(Records contained in a dataset)
= = = = = = =
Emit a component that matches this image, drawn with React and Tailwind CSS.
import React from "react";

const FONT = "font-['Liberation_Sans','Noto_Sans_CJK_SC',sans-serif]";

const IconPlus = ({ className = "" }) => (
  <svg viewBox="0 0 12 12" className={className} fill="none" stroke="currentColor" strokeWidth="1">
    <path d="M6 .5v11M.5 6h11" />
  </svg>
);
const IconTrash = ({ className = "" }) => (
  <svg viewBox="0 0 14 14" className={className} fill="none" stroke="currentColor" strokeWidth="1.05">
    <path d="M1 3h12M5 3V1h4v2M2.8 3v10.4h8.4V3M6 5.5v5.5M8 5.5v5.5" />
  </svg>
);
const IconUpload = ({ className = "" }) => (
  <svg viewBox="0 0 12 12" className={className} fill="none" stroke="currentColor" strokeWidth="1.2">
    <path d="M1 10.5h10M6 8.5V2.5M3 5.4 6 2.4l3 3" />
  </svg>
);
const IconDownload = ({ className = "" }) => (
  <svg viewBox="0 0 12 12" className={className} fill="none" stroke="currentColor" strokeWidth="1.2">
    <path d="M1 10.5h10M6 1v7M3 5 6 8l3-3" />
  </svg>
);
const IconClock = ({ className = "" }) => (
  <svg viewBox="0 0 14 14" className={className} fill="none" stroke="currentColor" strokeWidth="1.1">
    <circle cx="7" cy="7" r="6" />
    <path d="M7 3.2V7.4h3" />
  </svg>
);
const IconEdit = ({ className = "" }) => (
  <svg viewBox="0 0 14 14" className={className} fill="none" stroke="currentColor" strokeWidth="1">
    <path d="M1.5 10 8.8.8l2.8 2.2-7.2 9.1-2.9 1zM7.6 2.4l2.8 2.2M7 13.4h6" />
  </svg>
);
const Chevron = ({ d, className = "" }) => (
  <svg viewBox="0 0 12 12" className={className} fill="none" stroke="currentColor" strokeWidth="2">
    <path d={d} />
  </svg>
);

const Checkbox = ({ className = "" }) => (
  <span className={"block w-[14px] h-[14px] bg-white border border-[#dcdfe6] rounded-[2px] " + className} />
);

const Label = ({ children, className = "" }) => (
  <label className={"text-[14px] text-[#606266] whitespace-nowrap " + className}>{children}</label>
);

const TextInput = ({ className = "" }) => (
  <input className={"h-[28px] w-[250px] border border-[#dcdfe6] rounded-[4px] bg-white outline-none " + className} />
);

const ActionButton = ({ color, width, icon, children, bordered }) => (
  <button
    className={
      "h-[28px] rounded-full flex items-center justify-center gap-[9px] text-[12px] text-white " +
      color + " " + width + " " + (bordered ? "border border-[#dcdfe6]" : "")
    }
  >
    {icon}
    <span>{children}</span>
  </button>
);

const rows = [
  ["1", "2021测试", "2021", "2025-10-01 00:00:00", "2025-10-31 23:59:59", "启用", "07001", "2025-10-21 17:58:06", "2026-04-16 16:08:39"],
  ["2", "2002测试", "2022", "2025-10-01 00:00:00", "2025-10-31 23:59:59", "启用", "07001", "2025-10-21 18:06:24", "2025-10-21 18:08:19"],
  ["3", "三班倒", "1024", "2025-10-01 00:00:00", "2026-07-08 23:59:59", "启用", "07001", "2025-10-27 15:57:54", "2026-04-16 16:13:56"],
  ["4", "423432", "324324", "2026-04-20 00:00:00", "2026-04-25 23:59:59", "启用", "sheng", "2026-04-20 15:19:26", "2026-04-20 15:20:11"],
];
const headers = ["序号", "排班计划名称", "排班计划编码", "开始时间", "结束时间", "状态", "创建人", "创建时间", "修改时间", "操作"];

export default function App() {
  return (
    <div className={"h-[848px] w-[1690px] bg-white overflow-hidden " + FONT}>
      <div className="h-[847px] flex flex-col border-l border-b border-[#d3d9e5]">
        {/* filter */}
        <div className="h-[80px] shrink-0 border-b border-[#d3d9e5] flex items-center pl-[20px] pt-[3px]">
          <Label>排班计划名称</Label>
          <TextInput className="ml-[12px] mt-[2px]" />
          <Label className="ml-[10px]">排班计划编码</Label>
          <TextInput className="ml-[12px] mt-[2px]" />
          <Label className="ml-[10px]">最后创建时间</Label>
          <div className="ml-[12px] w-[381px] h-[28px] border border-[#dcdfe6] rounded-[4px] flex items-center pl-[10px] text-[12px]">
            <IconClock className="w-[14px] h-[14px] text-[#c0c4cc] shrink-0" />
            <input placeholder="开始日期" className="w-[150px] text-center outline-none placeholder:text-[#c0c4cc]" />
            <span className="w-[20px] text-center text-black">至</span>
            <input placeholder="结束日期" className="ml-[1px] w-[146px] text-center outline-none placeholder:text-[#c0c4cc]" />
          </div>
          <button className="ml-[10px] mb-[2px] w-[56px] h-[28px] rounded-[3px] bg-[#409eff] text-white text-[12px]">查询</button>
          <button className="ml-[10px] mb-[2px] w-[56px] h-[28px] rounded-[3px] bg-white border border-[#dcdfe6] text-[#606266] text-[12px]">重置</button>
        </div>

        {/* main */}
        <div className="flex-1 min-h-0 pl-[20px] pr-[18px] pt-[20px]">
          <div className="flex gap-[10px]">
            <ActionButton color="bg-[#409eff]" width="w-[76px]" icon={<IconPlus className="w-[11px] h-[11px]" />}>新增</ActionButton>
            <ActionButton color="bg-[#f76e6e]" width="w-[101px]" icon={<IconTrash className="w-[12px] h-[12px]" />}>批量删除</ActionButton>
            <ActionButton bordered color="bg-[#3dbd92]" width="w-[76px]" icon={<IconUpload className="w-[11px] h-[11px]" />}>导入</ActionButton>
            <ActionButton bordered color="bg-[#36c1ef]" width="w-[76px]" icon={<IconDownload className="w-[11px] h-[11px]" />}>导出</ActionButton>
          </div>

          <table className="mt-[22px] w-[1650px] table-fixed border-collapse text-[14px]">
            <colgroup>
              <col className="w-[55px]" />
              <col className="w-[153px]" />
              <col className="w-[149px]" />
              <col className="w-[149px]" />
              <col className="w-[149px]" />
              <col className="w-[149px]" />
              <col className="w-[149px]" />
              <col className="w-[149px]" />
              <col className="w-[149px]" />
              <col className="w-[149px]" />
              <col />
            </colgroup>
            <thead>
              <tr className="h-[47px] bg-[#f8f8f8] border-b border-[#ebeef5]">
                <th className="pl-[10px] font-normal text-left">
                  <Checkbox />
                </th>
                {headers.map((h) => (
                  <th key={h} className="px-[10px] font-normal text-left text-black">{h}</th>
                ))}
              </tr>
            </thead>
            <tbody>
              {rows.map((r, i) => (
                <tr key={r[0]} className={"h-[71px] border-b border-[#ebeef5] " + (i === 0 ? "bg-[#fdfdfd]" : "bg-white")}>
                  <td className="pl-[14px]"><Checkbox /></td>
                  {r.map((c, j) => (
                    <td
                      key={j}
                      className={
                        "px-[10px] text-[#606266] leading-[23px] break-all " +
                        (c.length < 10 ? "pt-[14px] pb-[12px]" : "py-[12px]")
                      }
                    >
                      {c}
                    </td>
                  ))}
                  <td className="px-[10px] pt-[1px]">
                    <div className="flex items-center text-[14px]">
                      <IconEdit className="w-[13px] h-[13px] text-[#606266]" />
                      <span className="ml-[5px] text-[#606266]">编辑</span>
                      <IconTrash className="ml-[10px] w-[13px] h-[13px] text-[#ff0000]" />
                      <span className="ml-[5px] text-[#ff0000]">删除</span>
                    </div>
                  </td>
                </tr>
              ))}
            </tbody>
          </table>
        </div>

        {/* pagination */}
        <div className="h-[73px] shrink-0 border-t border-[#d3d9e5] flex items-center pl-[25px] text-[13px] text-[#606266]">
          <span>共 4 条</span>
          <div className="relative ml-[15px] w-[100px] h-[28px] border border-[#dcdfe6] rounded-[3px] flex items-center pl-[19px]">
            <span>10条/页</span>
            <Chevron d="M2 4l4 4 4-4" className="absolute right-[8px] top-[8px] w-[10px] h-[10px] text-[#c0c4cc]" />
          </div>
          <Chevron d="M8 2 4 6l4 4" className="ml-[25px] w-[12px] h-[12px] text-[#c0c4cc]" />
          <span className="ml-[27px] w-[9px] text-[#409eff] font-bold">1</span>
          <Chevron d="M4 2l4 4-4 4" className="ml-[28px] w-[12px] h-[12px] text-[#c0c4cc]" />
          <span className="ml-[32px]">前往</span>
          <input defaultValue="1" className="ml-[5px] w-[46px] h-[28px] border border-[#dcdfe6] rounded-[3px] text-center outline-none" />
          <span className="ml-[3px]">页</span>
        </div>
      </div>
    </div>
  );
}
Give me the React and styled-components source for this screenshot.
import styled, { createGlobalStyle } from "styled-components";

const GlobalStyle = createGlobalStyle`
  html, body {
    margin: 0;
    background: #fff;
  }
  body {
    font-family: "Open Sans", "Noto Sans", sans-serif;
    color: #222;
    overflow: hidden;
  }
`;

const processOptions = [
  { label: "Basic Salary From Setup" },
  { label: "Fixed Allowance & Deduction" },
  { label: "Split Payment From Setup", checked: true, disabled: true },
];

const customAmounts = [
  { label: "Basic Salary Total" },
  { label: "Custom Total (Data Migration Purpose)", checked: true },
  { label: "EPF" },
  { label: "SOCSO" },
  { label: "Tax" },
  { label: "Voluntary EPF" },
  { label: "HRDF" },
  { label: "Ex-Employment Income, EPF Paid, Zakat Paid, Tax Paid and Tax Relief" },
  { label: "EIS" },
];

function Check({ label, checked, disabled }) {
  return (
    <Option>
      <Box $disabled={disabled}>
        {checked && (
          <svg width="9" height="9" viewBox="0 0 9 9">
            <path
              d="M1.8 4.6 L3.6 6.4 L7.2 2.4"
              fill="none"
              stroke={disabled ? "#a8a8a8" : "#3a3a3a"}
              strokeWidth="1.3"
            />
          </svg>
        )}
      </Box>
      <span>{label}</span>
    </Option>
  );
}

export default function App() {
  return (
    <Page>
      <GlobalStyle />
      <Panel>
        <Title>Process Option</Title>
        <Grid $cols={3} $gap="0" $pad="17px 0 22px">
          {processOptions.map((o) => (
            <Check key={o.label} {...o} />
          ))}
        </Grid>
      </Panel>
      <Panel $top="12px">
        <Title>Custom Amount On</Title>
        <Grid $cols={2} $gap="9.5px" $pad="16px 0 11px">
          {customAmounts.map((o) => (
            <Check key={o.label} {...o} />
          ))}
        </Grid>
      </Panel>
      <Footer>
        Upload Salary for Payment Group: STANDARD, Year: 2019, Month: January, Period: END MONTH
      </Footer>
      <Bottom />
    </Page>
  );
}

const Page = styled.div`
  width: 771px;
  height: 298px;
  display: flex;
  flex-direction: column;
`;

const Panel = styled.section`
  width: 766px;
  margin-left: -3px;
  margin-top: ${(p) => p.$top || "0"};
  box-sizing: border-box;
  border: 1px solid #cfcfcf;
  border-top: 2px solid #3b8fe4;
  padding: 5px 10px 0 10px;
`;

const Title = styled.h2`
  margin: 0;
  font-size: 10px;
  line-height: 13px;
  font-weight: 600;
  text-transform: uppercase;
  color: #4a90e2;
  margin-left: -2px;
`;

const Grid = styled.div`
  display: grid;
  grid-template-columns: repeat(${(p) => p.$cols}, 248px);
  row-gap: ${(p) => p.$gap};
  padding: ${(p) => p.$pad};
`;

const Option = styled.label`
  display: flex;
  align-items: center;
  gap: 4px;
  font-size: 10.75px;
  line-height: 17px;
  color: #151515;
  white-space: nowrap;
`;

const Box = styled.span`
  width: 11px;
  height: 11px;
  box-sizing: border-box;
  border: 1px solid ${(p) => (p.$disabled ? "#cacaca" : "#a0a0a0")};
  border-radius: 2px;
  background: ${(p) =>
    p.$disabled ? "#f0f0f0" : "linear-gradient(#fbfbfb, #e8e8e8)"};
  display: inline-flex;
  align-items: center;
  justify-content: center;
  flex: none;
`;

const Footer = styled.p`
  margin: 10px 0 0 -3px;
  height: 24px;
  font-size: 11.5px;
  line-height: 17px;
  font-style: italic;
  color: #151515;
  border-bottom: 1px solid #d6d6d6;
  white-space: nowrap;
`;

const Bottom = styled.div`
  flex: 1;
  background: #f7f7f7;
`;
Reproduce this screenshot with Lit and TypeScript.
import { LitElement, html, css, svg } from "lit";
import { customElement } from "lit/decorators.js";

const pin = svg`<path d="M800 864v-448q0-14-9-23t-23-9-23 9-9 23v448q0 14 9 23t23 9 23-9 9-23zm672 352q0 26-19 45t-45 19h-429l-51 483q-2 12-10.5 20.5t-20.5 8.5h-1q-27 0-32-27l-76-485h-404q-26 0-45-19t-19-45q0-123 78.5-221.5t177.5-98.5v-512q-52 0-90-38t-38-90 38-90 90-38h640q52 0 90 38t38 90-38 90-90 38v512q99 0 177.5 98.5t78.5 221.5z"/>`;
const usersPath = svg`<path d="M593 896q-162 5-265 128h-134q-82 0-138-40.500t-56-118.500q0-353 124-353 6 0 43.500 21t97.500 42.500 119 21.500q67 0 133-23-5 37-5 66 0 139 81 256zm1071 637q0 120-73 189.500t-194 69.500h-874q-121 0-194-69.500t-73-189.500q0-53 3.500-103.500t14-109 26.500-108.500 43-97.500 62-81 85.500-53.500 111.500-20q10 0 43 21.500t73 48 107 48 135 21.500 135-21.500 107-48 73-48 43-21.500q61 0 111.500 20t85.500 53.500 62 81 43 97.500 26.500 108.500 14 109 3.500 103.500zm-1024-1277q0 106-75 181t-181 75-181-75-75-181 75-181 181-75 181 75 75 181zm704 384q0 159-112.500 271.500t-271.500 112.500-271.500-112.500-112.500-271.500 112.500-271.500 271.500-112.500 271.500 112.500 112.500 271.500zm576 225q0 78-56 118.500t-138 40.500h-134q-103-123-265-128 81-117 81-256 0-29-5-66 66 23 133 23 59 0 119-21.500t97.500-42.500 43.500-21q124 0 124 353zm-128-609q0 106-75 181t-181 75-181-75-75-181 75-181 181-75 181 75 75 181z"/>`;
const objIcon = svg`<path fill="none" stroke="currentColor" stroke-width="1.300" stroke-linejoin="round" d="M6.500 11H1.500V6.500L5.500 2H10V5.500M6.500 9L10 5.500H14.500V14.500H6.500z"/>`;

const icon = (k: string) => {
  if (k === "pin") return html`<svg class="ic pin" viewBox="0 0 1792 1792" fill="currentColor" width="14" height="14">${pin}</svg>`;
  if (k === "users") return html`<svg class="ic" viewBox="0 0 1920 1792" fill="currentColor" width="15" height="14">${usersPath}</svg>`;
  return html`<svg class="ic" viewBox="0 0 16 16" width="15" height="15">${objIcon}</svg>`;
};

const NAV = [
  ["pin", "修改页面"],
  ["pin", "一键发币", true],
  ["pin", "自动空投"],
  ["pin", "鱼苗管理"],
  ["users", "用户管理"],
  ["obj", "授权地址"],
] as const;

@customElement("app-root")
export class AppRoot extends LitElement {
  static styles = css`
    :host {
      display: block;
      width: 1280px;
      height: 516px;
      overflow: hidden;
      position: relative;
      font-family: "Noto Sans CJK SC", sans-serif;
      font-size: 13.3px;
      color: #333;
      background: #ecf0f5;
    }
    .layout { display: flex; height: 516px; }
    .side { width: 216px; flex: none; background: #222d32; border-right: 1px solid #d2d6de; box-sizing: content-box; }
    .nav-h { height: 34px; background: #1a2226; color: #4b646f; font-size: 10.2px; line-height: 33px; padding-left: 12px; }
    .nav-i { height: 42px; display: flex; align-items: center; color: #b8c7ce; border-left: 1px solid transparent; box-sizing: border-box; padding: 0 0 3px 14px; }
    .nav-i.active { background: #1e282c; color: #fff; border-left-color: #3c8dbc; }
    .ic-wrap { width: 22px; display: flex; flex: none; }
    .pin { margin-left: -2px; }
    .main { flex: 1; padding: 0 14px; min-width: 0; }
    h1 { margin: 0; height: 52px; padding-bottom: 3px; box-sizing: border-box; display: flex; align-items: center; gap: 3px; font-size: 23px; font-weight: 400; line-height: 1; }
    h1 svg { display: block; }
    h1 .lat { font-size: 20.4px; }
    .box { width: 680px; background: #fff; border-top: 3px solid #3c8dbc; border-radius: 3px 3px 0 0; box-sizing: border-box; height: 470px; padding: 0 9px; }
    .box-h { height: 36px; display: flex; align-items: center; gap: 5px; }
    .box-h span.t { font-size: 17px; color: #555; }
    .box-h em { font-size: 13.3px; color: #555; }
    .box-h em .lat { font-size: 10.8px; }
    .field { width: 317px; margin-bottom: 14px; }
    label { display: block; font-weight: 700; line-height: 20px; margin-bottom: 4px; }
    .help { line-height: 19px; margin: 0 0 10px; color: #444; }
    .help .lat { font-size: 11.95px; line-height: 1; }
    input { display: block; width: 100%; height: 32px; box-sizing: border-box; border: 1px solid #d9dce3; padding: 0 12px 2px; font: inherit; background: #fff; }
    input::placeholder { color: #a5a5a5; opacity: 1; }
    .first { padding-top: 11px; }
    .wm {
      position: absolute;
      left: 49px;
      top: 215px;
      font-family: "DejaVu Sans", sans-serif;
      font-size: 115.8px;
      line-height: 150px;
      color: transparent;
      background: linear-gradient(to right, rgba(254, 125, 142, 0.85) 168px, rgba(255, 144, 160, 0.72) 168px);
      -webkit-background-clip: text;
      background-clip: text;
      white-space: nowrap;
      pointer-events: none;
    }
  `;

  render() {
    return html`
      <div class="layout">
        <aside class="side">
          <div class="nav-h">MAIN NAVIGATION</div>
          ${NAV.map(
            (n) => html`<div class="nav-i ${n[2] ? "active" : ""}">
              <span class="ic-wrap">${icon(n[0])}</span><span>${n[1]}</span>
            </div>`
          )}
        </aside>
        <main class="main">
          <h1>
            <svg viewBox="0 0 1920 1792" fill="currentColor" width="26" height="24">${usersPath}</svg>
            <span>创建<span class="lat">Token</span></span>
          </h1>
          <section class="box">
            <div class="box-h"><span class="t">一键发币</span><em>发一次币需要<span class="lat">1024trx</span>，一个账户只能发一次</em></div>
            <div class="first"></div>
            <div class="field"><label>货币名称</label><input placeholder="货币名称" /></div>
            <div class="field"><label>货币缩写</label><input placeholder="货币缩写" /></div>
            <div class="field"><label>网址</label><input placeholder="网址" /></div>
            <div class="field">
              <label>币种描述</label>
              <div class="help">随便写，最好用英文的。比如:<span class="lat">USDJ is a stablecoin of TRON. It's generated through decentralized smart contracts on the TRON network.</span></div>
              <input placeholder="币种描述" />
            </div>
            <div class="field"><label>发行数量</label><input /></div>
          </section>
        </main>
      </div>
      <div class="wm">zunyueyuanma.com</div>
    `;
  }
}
= = = = = = =
SHORT PROBLEM
Find the lines of the material that hold the word "screenshot" and report their count alone.

WORKED SOLUTION
2